### Your instructions:
For the data below, transcribe the part that opens with the line containing "What React and" and closes with the line containing "ZoomIn, ZoomOut, Undo2", exactly and with no pictures.

**** Data ****

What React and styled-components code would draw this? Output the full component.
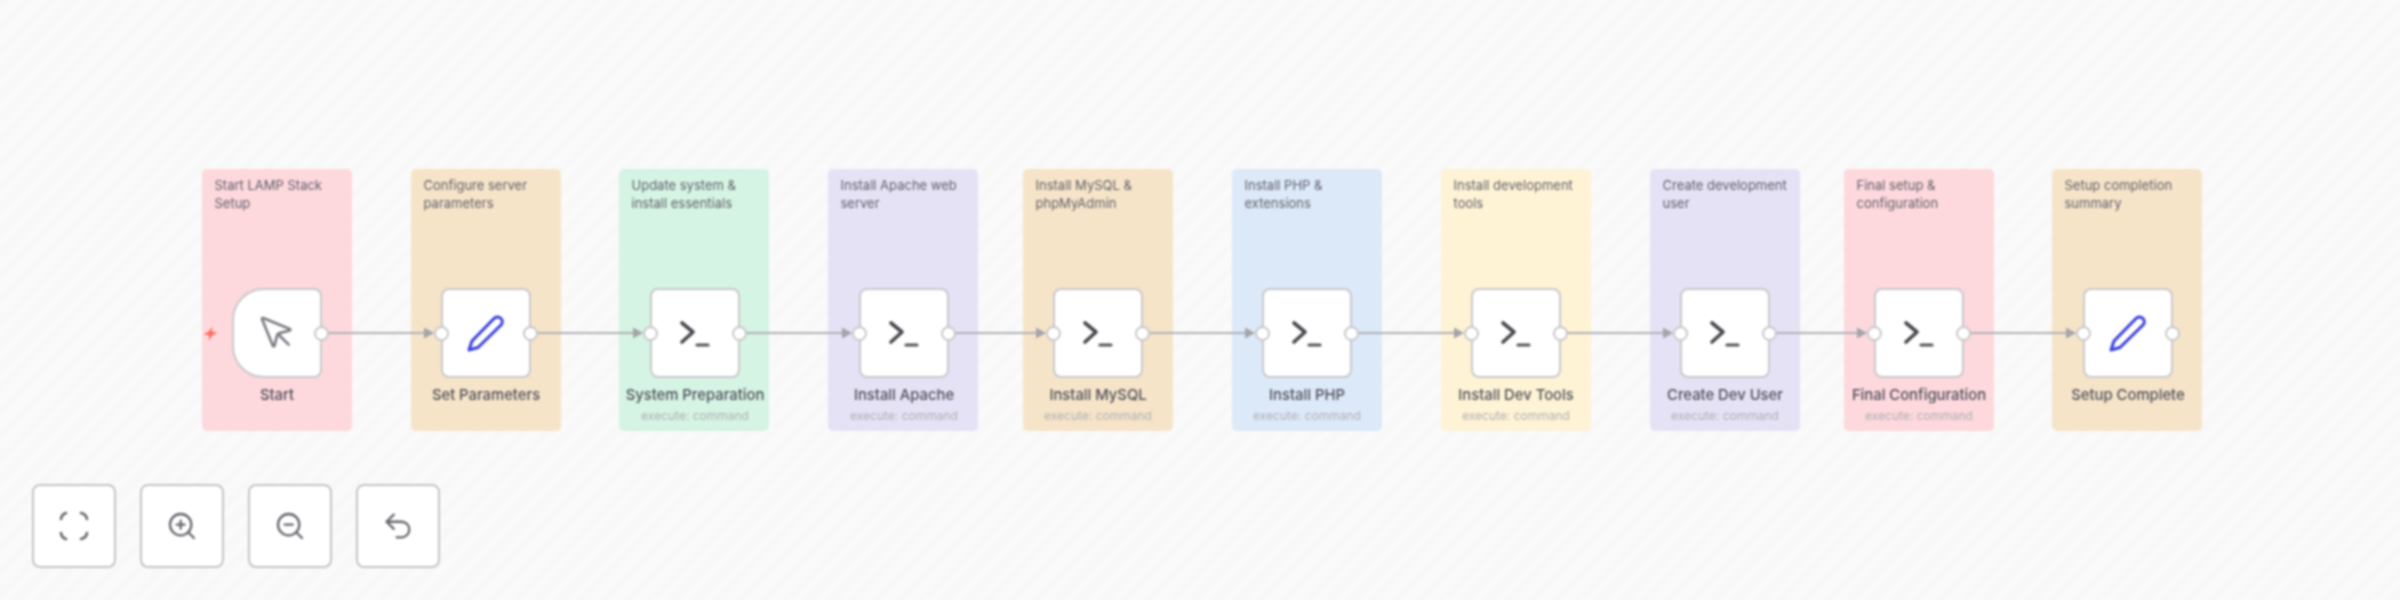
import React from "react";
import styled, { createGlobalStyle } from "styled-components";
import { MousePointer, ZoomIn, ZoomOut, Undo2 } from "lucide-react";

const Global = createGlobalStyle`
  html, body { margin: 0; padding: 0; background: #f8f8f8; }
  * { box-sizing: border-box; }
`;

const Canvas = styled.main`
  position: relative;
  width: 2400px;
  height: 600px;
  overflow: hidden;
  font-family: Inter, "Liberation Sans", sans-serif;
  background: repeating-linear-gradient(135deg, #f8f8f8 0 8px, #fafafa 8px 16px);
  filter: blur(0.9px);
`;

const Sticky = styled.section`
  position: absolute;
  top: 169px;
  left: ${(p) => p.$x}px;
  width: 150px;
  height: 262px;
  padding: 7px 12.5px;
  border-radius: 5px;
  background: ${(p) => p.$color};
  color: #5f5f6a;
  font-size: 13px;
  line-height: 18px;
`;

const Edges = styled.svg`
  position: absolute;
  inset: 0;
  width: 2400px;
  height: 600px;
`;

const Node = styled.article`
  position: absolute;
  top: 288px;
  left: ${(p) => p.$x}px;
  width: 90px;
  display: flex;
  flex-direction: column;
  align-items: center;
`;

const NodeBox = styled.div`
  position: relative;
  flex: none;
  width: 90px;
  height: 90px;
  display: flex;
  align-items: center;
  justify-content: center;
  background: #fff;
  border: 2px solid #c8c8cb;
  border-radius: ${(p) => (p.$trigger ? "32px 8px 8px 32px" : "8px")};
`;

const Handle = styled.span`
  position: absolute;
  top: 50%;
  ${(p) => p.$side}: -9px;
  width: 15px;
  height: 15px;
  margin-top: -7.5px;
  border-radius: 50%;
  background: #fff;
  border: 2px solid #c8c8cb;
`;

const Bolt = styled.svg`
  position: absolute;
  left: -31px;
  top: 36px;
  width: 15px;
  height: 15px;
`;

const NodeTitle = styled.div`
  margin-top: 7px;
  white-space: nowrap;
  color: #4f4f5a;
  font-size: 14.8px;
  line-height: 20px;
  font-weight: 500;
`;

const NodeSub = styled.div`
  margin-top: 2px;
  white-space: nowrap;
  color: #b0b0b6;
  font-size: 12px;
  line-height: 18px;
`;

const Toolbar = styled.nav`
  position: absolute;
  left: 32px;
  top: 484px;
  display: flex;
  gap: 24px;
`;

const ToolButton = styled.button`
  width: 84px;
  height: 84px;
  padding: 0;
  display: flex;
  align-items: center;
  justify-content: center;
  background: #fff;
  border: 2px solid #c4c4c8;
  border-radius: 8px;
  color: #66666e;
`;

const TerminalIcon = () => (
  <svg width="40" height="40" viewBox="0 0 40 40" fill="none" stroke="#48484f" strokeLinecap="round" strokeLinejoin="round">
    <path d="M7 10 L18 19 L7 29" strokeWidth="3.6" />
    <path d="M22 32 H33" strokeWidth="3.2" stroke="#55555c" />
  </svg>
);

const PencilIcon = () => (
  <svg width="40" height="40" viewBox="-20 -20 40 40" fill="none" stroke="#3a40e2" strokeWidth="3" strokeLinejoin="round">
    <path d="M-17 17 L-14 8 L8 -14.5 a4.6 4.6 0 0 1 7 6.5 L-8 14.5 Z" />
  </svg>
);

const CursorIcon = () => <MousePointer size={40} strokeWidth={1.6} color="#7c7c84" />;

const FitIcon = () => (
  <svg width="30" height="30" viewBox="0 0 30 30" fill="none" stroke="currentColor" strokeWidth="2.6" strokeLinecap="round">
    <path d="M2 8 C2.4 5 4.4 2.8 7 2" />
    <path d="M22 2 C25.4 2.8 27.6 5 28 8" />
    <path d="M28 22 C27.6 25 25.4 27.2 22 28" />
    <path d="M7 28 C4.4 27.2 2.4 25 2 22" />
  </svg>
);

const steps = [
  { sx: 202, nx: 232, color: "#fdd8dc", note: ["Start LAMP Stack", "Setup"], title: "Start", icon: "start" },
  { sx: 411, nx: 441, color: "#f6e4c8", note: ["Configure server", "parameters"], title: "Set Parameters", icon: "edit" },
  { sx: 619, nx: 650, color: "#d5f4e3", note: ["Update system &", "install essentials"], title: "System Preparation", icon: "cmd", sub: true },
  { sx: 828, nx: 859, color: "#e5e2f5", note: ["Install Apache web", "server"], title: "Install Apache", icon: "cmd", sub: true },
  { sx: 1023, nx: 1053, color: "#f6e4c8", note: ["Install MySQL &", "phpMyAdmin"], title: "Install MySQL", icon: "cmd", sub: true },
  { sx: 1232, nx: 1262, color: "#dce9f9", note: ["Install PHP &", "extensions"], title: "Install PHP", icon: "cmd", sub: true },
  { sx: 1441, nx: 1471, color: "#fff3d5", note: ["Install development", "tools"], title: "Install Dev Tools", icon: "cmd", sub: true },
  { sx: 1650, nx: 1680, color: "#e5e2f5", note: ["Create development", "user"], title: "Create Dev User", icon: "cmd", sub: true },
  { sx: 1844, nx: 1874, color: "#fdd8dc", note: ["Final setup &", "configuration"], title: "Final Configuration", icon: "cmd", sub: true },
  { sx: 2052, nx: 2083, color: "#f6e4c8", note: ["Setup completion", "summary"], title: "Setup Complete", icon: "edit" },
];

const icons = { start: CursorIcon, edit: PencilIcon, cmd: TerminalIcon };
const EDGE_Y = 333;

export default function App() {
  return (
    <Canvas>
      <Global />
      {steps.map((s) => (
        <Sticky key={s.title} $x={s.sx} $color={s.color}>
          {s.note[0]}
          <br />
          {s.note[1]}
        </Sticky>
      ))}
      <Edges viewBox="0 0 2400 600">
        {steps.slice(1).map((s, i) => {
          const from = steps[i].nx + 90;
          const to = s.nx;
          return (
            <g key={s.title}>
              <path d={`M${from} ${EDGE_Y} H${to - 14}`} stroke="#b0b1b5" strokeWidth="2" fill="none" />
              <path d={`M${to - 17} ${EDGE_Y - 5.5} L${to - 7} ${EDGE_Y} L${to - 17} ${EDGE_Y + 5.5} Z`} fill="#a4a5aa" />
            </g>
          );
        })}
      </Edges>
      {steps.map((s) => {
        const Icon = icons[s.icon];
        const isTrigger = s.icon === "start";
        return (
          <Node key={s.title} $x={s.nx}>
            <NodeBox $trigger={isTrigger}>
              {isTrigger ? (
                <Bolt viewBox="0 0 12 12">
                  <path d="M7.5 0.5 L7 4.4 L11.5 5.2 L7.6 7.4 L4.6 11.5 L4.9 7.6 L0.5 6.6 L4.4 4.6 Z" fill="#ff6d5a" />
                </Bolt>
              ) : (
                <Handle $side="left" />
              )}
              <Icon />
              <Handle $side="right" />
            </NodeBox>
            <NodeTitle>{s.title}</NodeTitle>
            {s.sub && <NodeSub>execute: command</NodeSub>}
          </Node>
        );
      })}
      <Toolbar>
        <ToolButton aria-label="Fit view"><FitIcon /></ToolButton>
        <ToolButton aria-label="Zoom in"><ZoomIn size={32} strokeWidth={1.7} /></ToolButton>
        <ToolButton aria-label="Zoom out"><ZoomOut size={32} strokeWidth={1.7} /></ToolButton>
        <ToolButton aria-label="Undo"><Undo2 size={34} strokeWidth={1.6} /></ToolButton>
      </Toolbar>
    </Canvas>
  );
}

****
**** Data ****

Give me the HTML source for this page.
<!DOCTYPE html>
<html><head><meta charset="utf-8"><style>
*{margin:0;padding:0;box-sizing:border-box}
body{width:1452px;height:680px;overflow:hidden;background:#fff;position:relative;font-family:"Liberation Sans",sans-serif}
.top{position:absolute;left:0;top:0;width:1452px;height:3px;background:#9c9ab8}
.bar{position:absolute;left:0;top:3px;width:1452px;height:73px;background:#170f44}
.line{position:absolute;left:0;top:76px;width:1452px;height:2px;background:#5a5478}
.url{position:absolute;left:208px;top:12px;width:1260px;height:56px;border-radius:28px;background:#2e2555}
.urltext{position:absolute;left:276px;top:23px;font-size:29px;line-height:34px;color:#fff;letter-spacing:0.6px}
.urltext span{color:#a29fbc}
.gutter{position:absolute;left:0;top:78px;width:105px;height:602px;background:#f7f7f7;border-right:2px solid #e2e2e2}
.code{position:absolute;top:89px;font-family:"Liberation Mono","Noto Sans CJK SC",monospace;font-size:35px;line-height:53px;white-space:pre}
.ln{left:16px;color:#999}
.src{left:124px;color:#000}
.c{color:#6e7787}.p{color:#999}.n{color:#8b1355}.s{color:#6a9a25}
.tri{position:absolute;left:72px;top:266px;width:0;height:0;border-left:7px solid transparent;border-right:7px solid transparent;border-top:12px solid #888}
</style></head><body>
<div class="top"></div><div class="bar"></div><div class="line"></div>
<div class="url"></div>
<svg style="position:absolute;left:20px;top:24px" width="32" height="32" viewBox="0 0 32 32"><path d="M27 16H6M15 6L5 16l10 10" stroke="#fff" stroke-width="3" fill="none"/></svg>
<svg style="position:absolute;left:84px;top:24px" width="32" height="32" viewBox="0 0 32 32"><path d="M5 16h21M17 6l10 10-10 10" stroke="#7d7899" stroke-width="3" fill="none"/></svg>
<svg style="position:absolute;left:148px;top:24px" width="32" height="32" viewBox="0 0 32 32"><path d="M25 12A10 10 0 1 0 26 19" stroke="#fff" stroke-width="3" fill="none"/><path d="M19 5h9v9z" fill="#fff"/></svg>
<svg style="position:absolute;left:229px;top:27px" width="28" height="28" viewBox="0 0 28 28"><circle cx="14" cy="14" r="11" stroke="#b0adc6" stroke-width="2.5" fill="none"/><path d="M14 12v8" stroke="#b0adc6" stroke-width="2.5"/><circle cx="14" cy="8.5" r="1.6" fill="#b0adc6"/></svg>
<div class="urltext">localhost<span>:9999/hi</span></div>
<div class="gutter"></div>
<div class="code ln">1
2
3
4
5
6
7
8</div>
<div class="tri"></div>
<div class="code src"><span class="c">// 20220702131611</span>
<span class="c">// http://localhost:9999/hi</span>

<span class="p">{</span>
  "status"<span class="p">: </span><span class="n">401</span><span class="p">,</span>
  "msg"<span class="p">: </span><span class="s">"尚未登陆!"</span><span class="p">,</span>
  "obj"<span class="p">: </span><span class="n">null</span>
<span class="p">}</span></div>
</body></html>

****

### Solution to the exercise:
What React and styled-components code would draw this? Output the full component.
import React from "react";
import styled, { createGlobalStyle } from "styled-components";
import { MousePointer, ZoomIn, ZoomOut, Undo2 } from "lucide-react";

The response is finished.